In April 1968, Young traveled alongside Dr. King to Memphis, TN, to support local sanitation workers on strike. As Dr. King stood on the second-floor balcony of the Lorraine Motel in Memphis on April 4, he was shot and killed by white supremacist James Earl Ray.

“I think he chose to go to Memphis because he knew his time was coming, and he really didn’t want to die in New York, in Washington or even in Atlanta,” Young said. “I think this was his third time to visit the sanitation workers, and he wanted to go back to be with them, to see them through their struggles.”

During their near-decade together fighting for racial equality across the nation, Young said Dr. King showed off a humorous side unbeknownst to most.

“He had a great sense of humor,” Young said. “He liked to clown and tease. The private Martin Luther King was more like Richard Pryor than the public Martin Luther King.”

Following the conclusion of the civil rights movement in the 1970s, Young served as a U.S. Representative from Georgia from 1973 to 1977 and then as the U.S. Ambassador to the United Nations from 1977 to 1979. He was then elected mayor of Atlanta in 1982, a role he would serve in for eight years.

According to Young, his time in Congress was difficult at times because “he had to work with 500 other people.” But, due in large part to his strong communication skills and peacemaking ability, he said he was able to thrive working as U.S. ambassador and mayor.

While sharing stories from the past, Young also touched on current news and issues facing America. At the beginning of his address, Young questioned those calling for the resignation of Virginia Gov. Ralph Northam, saying, “It bothers me because all men sin and fall short of the glory of God.”

In his pre-speech press conference with the media, Young voiced opposition to the motives and methodology behind the Black Lives Matter movement, specifically their decision to block freeway traffic in Sacramento last March.
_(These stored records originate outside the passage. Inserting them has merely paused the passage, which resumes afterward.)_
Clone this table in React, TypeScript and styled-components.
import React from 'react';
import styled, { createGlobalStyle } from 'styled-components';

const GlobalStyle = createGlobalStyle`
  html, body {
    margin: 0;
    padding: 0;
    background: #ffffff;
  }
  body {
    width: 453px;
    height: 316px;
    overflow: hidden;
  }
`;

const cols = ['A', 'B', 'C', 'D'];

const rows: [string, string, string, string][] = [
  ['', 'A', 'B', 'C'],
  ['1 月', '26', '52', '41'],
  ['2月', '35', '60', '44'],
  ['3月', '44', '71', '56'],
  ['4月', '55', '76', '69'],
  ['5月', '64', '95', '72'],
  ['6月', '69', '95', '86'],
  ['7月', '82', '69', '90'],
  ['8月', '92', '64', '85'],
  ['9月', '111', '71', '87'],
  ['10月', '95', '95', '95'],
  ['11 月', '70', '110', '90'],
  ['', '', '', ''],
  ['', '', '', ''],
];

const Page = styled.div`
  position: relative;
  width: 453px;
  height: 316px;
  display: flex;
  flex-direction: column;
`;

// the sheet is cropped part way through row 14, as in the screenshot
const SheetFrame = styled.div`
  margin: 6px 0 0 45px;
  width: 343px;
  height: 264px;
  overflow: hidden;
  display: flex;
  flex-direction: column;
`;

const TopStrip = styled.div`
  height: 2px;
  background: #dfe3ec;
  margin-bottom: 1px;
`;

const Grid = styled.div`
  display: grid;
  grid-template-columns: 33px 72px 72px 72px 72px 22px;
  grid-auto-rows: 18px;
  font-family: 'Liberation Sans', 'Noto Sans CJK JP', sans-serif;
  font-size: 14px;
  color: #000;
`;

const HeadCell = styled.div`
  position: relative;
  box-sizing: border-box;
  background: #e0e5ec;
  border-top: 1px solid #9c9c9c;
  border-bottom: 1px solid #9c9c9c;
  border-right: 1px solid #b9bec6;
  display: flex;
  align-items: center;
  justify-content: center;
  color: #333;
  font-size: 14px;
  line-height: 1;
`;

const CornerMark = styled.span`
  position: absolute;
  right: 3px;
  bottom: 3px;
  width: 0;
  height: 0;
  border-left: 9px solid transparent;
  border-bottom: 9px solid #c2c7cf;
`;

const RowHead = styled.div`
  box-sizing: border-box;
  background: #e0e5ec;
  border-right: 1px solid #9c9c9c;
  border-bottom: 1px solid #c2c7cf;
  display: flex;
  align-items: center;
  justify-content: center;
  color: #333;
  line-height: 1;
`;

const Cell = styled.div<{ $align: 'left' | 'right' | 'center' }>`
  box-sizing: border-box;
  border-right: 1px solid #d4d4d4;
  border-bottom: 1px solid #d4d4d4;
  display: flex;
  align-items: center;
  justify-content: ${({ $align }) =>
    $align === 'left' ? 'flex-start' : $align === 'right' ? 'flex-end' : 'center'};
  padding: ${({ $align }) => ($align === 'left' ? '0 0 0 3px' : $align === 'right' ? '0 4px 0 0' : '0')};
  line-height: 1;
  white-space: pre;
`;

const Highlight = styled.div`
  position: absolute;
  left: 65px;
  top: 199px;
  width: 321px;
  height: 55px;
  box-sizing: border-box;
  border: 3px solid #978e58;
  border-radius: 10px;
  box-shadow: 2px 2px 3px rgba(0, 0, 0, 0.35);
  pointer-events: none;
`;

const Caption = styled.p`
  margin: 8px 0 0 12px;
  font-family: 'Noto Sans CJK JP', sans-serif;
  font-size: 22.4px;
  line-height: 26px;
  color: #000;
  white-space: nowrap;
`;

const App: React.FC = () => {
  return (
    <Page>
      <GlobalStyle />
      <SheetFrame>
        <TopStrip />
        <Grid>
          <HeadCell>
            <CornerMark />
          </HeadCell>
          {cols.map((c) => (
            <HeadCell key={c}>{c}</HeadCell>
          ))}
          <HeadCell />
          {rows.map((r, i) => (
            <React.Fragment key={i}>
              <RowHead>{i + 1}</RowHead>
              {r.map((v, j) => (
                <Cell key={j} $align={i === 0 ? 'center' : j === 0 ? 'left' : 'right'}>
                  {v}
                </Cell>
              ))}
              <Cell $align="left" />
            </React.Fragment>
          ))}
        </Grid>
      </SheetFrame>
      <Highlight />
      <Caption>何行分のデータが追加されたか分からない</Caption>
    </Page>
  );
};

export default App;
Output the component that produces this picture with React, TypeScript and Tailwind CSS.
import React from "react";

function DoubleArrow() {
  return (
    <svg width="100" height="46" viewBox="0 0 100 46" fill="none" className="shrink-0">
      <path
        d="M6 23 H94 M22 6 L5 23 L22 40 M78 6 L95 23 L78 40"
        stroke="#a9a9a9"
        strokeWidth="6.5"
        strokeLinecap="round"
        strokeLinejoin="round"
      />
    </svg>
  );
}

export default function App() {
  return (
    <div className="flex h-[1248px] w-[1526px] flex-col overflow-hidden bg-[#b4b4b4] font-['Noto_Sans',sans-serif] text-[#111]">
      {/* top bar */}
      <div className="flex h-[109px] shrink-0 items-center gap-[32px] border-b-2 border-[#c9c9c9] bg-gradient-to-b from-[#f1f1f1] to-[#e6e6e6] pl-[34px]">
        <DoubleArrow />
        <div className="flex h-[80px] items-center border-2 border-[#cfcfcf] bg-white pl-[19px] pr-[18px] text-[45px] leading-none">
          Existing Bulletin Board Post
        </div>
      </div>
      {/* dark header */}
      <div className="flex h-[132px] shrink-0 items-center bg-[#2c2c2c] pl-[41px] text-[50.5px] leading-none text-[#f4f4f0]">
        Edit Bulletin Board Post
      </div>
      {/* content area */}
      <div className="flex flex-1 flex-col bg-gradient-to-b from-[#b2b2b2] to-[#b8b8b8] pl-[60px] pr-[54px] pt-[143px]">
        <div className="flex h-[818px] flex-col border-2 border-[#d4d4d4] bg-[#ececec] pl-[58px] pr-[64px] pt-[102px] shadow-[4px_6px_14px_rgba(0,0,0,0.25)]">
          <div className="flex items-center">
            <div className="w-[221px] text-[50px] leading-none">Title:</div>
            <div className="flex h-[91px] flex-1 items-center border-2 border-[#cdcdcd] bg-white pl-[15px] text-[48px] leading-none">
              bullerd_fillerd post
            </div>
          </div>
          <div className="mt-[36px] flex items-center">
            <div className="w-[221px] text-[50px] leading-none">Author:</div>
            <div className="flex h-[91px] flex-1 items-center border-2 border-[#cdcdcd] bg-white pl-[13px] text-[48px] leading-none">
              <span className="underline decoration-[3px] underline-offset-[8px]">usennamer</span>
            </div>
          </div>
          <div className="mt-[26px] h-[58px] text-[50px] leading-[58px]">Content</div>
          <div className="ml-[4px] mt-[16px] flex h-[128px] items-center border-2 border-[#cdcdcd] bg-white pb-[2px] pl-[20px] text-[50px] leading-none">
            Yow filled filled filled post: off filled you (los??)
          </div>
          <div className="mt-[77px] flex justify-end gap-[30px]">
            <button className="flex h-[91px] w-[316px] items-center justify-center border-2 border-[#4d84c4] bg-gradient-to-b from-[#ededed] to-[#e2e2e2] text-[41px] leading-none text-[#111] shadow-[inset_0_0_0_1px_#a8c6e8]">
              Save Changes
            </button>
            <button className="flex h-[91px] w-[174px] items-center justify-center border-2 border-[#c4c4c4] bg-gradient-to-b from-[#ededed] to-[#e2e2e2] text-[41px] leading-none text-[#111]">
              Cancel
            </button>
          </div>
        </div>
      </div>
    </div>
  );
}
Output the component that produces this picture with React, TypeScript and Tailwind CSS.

“I told them, ‘You have to think, you cannot get emotional in any kind of fight,’” Young said. “I had to learn that. The Nazi party was on the corner of my house when I was four years old. My daddy taught me then: you do not ever lose your temper; you do not ever get upset with sick people.”

Capping off the evening of stories, reflections and wisdom, Young offered simple advice to all in attendance—always practice forgiveness.

“The one unforgivable sin is your inability to forgive,” Young said. “If you can’t extend forgiveness to your enemies, you can’t receive the forgiveness from God in your life.”